### WRITTEN TASK
Wherever a line holds the word "code", copy that line out.

### Data extracted from a collection
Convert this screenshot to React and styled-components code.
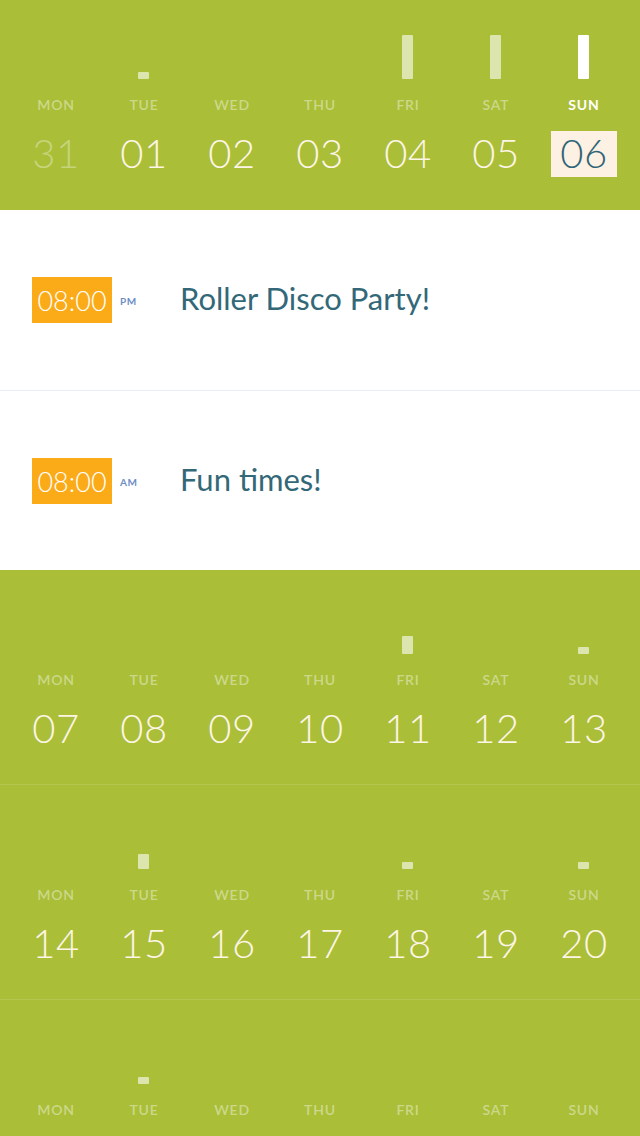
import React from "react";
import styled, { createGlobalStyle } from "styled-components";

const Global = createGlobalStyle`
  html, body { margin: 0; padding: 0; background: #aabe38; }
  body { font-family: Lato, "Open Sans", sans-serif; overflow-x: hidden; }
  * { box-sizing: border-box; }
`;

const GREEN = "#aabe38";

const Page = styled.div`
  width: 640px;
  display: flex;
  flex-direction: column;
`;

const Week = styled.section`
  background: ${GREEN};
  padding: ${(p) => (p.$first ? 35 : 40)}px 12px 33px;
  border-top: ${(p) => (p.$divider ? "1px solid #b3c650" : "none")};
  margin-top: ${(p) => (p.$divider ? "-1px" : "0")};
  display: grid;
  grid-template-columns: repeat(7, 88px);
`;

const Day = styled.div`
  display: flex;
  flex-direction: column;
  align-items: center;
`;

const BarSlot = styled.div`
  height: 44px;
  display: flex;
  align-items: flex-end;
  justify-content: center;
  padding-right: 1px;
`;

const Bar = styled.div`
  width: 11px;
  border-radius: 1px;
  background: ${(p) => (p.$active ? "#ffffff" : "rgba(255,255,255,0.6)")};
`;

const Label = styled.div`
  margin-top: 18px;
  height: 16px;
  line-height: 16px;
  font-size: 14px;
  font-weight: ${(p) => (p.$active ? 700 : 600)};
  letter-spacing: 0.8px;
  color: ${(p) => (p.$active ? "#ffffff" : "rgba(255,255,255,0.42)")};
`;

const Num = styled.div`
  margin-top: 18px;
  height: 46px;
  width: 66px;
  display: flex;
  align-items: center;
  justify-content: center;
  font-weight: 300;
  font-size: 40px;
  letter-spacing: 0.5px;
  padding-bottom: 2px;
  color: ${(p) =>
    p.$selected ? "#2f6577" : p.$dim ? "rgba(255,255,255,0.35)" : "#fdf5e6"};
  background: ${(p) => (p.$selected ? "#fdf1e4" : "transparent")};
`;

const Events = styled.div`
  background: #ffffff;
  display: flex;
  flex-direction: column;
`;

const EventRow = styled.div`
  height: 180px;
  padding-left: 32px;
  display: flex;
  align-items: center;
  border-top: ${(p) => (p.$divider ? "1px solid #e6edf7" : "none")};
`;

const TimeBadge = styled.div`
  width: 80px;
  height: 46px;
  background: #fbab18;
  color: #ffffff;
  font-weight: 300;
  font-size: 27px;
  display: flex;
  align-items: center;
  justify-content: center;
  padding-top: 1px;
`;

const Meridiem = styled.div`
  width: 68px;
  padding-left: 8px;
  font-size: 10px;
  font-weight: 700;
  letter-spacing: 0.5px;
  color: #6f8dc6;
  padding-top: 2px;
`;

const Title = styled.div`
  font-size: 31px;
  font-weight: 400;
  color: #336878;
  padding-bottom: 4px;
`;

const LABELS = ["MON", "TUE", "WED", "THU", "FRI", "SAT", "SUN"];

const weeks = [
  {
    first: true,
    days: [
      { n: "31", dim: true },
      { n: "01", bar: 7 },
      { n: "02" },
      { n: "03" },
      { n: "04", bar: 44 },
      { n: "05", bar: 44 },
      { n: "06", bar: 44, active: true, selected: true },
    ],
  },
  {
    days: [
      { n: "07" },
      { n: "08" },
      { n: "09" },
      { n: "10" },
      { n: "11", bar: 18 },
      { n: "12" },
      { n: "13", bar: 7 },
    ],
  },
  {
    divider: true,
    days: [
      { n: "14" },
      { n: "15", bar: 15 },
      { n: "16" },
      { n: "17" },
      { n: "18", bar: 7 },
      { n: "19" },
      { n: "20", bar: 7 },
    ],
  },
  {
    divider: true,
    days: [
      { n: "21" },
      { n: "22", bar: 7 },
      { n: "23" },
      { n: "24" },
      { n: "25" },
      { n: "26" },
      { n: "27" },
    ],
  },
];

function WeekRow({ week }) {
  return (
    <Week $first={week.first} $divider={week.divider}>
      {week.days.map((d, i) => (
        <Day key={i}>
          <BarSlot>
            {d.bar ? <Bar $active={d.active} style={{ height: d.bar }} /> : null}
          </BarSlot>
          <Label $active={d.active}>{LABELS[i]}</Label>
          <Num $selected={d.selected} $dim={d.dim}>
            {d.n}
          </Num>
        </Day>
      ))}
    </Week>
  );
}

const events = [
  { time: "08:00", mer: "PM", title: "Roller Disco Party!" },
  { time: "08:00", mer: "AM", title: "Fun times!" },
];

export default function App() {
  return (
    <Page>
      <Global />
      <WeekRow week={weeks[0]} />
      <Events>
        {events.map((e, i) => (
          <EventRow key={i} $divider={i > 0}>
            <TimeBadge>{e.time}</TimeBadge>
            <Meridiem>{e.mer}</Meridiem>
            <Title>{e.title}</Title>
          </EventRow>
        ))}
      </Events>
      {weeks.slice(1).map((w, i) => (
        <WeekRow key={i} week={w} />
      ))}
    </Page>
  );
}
...
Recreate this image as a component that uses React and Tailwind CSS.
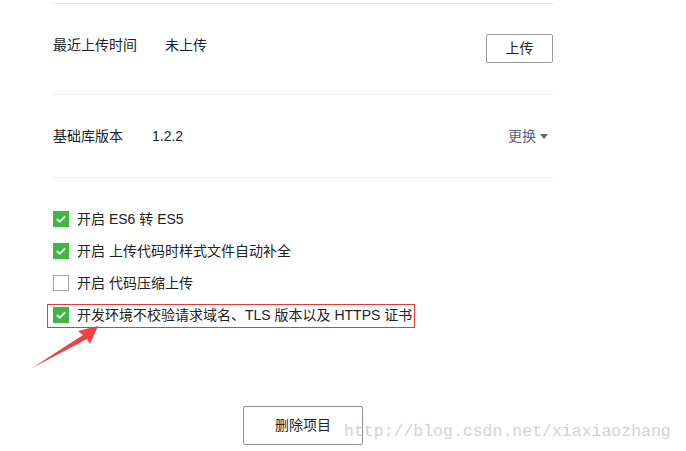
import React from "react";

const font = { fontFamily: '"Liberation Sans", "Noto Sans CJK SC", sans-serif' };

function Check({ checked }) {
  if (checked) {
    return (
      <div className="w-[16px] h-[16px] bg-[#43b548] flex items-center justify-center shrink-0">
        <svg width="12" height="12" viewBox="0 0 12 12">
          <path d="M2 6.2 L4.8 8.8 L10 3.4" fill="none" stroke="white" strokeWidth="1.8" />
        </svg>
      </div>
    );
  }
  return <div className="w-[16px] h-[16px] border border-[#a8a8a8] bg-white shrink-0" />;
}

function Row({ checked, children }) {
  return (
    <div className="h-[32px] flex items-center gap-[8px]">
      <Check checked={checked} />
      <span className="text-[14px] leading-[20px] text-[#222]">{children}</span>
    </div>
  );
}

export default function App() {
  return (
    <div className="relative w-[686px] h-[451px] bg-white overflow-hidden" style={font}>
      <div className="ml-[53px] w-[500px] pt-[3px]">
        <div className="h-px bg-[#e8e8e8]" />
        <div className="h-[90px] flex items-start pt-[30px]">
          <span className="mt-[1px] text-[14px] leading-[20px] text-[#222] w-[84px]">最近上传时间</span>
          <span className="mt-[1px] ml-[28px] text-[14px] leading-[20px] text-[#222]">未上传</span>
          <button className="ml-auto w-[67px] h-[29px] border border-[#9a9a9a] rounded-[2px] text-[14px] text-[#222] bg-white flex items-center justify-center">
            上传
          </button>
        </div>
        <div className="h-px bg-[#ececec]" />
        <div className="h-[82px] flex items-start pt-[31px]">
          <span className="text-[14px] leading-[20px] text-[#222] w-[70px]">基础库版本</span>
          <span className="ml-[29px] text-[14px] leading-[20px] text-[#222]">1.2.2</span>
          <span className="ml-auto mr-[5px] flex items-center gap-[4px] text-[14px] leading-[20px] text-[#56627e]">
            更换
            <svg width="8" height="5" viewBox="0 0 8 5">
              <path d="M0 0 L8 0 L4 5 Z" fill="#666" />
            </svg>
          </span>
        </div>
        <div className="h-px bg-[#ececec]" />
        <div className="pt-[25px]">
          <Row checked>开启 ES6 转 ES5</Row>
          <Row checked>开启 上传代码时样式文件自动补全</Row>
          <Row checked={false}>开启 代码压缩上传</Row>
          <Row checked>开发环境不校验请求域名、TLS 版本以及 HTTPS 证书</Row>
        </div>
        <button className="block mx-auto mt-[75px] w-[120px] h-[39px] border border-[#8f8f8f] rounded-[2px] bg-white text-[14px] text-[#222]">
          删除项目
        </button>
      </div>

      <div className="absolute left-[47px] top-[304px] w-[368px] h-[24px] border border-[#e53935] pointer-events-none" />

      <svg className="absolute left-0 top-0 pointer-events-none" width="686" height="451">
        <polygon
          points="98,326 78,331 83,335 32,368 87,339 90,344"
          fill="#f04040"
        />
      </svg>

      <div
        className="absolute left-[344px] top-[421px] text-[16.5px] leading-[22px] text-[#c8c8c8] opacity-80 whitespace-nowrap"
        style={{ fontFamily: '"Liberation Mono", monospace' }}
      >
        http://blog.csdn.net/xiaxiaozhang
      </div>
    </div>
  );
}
* * *
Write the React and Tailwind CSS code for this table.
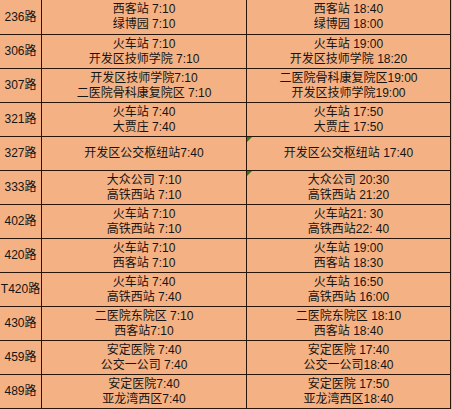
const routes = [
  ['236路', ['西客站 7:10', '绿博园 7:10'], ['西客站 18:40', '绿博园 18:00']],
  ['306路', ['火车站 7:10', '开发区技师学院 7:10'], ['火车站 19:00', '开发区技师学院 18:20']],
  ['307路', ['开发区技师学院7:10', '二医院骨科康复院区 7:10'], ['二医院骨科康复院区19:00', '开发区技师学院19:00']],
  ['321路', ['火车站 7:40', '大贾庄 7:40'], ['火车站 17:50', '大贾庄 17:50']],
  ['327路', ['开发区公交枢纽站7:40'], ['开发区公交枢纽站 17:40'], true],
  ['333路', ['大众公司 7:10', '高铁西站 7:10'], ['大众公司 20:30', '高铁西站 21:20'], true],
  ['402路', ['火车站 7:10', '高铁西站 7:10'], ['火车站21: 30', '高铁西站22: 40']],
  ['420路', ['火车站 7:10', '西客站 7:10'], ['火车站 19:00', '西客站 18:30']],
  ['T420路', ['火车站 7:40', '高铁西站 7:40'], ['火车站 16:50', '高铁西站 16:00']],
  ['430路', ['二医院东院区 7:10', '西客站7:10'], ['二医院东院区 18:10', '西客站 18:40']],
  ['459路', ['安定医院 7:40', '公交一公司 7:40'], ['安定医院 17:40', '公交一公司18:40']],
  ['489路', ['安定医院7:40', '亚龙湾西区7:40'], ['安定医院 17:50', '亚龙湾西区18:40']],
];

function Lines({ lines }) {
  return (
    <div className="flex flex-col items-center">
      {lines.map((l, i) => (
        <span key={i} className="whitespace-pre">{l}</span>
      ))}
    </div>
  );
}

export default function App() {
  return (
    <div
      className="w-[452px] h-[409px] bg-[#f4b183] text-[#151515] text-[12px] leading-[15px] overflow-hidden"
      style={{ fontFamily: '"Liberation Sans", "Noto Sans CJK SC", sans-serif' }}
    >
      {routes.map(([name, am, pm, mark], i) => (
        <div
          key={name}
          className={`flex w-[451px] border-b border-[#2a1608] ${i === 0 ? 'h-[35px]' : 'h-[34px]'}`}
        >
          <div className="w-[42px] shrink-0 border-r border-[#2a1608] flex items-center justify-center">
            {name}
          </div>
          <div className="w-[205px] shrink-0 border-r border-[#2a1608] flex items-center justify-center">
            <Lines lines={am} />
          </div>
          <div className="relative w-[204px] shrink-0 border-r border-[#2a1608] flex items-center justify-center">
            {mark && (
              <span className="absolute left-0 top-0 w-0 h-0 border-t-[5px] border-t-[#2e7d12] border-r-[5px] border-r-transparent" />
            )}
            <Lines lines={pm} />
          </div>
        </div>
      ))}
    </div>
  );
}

### SOLUTION TO THIS EXERCISE
Convert this screenshot to React and styled-components code.
Write the React and Tailwind CSS code for this table.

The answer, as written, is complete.